Galbiso actually favored her classes playing the game because she thought it helped to improve their math skills. In addition, she also liked the fact that it provided the children with something fun to do that didn’t include any type of potentially dangerous play, like dodge-ball, which was also very popular at the time.
Galbiso and her class began collecting milk bottle caps for the sole purpose of gaming. They especially liked getting the ones on Maui from Haleakala Dairy. The more they played, the more the game began spreading around the islands and soon, the company making the caps found themselves swapped with requests for extra caps. By 1993, the game was going places, hitting the mainland in the West before traveling across the US, first taking it by storm, and then the rest of the world. Just like other quick fads, it dominated over pretty much everything.
Playing the Game
Even though it may look like a bunch of random slapping and throwing, playing pogs is much more involved than that, although that’s probably what it looked like at any middle school during lunch. Actually, like the original game of Menko, the object of the game was to flip your opponent’s pieces. Most battles were for keeps, with the winning player getting to keep all the pogs. Facing off consisted of players ponying up the same amount of pogs, placing them face down in a large stack. The player who goes first, takes aim, shoots, and slaps down the slammer on the stack. If a pog flies out and lands face up, it’s theirs to keep. Players would keep specialty or collector’s pogs out of games to keep from losing them, but they still liked showing off special pogs.
Pog Juice
What you may not know is that pogs first sprang from a popular Hawaiian brand of juice right around the same time the teacher Galbiso and her students were beginning to make the game popular once more. POG juice was named for its main ingredients: passion fruit, oranges, and guava, and just like the classic milk bottle caps, the tops of the POG juice containers were flat, round, and made of cardboard. Guess which company capitalized on making POG juice and starting the pog fad? The Haleakala Dairy, who had originally been swamped with requests for milk bottle caps!

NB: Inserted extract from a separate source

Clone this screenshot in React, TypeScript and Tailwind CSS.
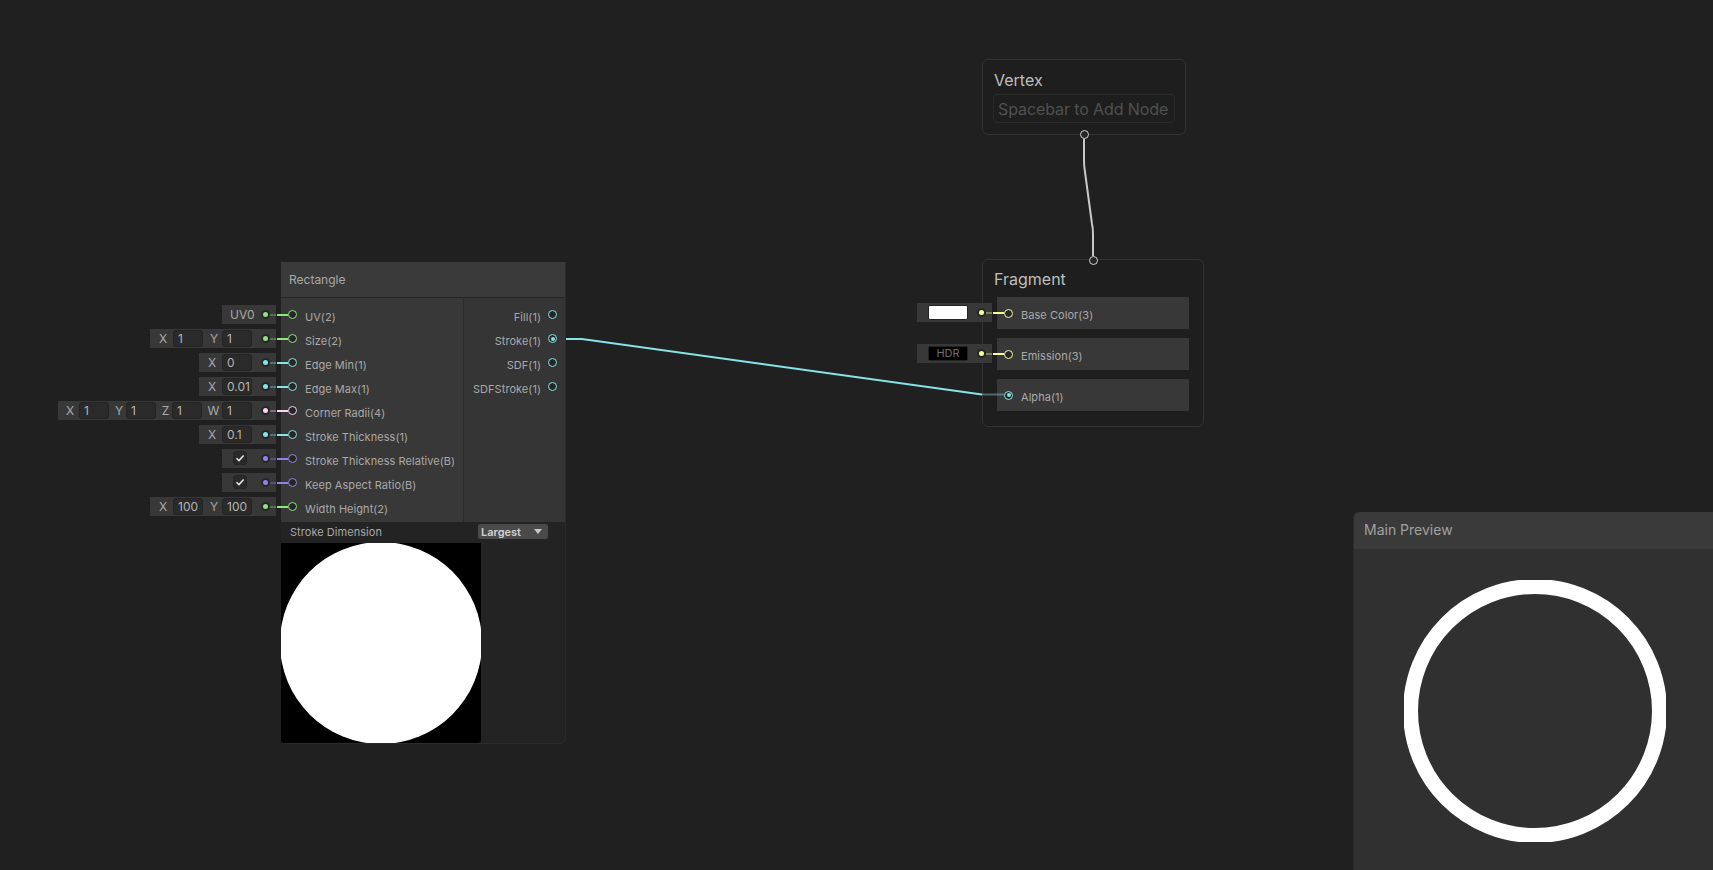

However, as the game play progressed, players began needing something stronger than the cardboard tops. They were just not tough enough. Players wanted pogs that were tougher, stronger-made, and cooler looking and, of course, better for flipping. This is where slammers came in. Slammers were made of plastic, rubber, or metal instead of cardboard. The more they evolved, the more their imagery did as well.
The World POG Federation
Alan Rypinski, who was considered to be a forward-thinking businessman, saw pogs for what they could become as the craze swept the islands and he bought the POG trademark from the dairy company. He then found the World POG Federation (WPF). Like a lot of products that end up being called by a brand name (like Chapstick or Kleenex, even when it’s another brand) everyone called pieces “pogs” even if they were official pieces. This was mostly in part to WPF, which started tournaments, minting Pogman as their mascot, and decorated their own pog products with culturally relevant images in awesome looking graphics, making them even more irresistible to kids.
Pogs Everywhere
Pogs popularity swept the nation and the world, becoming the go-to delivery service for every kind of image imaginable. Not just cool sports, toys, and movies, but also famous places and important people; even Bill Clinton got his face on a pog! Pogs also became popular with more altruistic goals in mind, such as fire safety, drug prevention, and for bringing awareness to charitable organizations. If you could fit it on a pog, it was going on a pog!
Pogs became available at not just comic book shops and toy stores, but they also became solid promotional items as well. All the major fast food chains jumped on the bandwagon, giving out pogs in their kids meal, or offering special addition pogs “free with purchase”. Others became “ad pogs” for everything from amusement parks to gaming systems to drink mixes to pretty much anything purchasable. It was a phenomenal fad and everyone could enjoy it; it wasn’t just for game-play anymore.
Ban Beginnings
Because there was so much game playing going on at school when kids were supposed to be learning and/or distracting from class, teachers, administrators, and even parents were beginning to get fed up with pogs. Pogs was essentially akin to kid-gambling; it kept students distracted and even sparked fights at recess, lunch, and after school. Schools all over the world began banning pogs from school grounds, including the US, effectively beginning the end of the pog craze.
In fact, by the mid nineties, bans didn’t even need to exist anymore. As quickly as they rose to fame, they died out, like so many timely fads. Do you still have your pog collection? There are still some pretty cool vintage pogs around and you never know, they may even make a comeback sometime. Time will tell!